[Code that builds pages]
— begin —
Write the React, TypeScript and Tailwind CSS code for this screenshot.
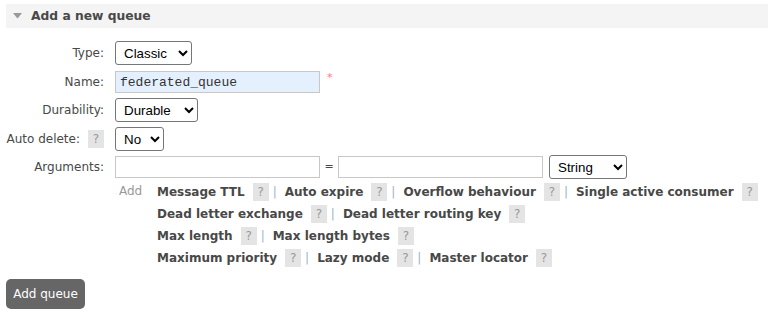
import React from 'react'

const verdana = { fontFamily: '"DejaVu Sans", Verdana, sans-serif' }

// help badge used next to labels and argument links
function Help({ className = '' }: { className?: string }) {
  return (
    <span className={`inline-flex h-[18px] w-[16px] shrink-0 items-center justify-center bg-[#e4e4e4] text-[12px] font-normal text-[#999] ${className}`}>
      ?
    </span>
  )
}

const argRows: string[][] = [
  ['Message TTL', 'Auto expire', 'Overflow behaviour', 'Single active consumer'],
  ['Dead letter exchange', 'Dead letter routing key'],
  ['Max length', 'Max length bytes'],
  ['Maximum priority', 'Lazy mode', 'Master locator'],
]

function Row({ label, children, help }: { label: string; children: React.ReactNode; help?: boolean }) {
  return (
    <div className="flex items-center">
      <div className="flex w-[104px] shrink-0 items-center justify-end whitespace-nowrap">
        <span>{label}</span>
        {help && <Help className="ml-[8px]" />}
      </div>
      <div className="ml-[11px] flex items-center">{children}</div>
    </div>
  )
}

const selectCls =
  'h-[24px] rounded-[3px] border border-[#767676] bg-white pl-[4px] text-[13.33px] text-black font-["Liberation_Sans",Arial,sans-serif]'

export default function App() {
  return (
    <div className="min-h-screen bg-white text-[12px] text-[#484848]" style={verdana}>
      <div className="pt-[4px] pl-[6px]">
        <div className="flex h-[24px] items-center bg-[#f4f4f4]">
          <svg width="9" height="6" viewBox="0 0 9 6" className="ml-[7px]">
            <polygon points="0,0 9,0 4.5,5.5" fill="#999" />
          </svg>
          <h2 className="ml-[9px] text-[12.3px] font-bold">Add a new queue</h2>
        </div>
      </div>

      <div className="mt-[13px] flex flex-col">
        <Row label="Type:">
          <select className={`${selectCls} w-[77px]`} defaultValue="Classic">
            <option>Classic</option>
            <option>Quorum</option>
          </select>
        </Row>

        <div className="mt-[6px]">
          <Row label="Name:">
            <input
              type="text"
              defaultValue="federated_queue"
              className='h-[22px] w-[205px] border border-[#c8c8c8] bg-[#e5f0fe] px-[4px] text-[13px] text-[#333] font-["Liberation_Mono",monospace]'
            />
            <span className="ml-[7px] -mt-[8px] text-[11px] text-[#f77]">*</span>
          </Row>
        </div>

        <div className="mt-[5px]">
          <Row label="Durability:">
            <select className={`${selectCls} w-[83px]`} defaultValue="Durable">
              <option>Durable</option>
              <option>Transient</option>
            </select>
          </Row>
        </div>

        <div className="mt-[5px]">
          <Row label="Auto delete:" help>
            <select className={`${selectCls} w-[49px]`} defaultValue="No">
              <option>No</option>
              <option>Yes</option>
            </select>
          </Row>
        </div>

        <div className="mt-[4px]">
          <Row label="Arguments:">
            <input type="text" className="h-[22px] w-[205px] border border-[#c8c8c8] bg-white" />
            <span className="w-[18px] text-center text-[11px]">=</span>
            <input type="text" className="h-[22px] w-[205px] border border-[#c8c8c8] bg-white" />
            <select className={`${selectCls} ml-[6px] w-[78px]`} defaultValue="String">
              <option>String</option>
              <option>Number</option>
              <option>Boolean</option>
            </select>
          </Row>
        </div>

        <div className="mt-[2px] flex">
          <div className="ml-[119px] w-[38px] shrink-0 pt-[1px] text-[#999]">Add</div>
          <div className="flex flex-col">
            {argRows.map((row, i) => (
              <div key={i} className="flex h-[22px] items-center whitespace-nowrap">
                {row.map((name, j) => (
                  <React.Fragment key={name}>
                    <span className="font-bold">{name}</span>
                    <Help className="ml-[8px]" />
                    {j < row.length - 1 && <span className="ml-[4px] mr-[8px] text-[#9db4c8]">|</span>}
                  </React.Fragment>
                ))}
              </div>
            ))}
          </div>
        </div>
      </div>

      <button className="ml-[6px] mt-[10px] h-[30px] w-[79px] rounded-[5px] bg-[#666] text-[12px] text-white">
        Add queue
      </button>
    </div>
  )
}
— end —
— begin —
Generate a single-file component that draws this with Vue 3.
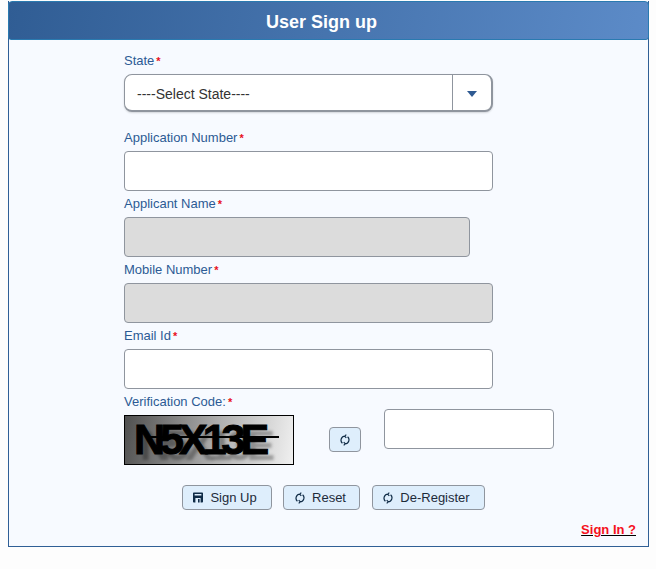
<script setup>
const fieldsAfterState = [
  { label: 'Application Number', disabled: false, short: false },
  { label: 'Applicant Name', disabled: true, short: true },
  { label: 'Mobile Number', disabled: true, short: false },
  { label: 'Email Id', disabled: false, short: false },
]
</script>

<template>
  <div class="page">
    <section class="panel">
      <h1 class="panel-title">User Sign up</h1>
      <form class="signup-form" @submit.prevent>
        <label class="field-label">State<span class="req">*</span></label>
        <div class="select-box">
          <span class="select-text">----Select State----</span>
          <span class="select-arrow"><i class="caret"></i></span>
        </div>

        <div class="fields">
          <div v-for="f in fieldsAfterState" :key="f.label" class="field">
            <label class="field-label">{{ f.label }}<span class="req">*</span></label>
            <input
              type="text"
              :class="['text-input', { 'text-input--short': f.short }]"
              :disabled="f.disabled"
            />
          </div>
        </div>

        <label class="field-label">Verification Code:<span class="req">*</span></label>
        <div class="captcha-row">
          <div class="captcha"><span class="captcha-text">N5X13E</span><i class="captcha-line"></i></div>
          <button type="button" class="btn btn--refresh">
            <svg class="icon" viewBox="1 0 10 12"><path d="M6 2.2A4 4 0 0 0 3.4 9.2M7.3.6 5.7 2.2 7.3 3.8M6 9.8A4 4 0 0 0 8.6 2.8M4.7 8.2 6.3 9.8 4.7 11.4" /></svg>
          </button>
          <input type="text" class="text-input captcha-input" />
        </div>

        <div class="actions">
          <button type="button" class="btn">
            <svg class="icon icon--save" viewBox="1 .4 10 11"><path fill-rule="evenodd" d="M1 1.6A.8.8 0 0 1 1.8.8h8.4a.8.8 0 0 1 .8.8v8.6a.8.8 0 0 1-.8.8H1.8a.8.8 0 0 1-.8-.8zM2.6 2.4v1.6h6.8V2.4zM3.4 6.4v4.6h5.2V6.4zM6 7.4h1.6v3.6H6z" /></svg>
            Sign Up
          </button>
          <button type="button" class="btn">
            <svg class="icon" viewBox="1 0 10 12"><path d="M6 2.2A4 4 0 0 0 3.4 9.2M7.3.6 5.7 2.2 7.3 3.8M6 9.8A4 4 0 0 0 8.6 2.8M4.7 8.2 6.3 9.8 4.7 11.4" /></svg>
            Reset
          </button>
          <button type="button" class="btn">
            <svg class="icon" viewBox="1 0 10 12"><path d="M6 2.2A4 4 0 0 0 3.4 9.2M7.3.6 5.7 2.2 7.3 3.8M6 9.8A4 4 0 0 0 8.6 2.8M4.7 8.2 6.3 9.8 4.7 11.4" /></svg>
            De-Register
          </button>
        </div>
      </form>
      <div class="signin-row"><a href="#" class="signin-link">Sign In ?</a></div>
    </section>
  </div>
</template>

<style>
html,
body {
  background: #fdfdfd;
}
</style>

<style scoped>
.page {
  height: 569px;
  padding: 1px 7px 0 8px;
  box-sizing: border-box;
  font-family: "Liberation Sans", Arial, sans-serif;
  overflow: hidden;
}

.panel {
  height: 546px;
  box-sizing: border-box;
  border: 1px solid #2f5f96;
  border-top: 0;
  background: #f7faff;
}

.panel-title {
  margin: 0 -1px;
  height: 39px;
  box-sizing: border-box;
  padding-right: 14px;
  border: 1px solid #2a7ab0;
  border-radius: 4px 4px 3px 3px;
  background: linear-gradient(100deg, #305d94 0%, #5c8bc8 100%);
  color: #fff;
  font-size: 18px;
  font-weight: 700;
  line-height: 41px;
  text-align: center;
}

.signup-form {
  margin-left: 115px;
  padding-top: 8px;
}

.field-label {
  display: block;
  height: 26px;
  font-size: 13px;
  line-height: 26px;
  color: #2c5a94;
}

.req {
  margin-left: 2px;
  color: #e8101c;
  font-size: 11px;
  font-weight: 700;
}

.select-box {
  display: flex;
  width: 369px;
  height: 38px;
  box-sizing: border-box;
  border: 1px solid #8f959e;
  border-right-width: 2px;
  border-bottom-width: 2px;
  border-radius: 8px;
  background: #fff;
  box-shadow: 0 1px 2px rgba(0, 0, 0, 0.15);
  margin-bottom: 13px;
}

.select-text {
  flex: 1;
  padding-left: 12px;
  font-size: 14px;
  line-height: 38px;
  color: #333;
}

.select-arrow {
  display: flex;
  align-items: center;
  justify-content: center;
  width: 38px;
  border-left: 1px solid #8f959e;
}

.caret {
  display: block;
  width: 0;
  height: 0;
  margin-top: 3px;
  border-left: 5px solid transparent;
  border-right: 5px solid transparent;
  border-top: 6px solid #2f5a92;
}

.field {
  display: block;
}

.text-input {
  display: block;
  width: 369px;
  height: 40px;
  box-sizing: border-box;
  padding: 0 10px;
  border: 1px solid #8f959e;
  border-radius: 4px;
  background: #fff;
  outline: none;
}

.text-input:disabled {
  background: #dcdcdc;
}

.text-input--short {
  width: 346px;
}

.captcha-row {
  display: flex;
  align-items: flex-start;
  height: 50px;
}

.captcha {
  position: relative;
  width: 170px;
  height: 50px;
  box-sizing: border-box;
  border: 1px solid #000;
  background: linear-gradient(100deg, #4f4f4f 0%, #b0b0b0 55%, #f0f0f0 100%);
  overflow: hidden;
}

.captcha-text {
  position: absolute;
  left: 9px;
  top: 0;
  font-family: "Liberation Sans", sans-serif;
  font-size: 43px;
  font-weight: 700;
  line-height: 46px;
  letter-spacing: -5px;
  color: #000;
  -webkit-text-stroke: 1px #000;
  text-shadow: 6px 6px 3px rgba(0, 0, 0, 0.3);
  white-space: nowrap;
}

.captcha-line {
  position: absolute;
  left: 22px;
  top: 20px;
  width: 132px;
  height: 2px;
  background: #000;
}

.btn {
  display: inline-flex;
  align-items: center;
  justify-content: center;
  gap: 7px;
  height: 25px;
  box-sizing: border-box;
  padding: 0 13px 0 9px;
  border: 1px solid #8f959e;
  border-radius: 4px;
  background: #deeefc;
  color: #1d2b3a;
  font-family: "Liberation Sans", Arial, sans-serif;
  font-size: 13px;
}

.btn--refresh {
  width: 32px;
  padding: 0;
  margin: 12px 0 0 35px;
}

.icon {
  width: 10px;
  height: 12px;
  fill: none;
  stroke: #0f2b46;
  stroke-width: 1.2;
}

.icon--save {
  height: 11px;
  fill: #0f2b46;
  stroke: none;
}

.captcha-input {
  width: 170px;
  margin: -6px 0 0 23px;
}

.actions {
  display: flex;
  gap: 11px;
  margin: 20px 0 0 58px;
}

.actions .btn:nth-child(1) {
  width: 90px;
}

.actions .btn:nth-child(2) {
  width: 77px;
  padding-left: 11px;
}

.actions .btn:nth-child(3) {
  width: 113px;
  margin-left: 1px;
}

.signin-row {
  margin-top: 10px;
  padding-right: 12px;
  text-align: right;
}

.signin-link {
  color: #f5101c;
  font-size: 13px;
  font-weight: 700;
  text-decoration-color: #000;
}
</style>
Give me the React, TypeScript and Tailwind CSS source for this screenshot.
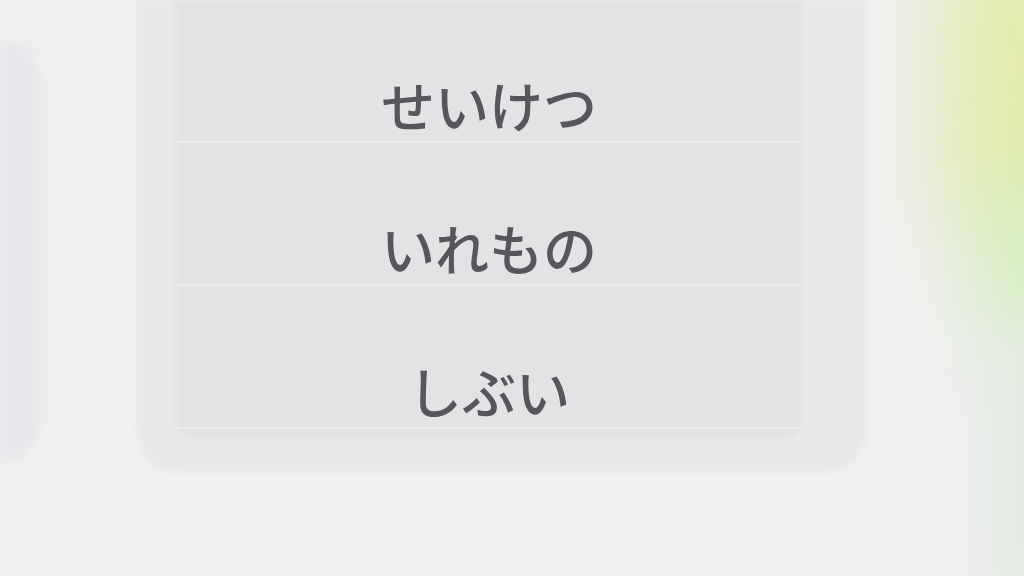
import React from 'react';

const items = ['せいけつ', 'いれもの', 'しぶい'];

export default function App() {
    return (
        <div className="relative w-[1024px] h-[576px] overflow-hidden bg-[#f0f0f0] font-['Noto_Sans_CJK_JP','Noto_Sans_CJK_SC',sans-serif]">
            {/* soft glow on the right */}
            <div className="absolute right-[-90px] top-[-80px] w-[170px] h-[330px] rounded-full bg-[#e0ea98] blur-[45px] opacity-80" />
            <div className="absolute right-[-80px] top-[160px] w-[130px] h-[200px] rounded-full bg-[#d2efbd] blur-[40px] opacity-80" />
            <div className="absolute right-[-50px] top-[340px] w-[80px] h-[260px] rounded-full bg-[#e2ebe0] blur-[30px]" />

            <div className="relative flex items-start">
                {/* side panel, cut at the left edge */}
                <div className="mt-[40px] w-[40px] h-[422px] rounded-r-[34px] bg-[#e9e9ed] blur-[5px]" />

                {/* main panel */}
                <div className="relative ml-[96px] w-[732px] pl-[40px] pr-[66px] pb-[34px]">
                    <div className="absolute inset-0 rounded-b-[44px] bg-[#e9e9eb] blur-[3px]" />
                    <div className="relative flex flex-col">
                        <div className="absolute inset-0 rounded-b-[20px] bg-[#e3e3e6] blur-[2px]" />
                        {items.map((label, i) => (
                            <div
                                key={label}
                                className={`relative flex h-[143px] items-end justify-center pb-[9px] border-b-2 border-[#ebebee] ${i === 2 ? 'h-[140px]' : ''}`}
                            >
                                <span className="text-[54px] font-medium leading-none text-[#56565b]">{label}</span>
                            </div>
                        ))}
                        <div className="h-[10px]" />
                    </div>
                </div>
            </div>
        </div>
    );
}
— end —
### Your instructions
Write out the lines running from the one that contains "Give me the" through the one that contains "const items = ['せいけつ', 'いれもの', 'しぶい'];", ends included, and nothing else. Pictures stay out of the copy.

### Answer to the task
Give me the React, TypeScript and Tailwind CSS source for this screenshot.
import React from 'react';

const items = ['せいけつ', 'いれもの', 'しぶい'];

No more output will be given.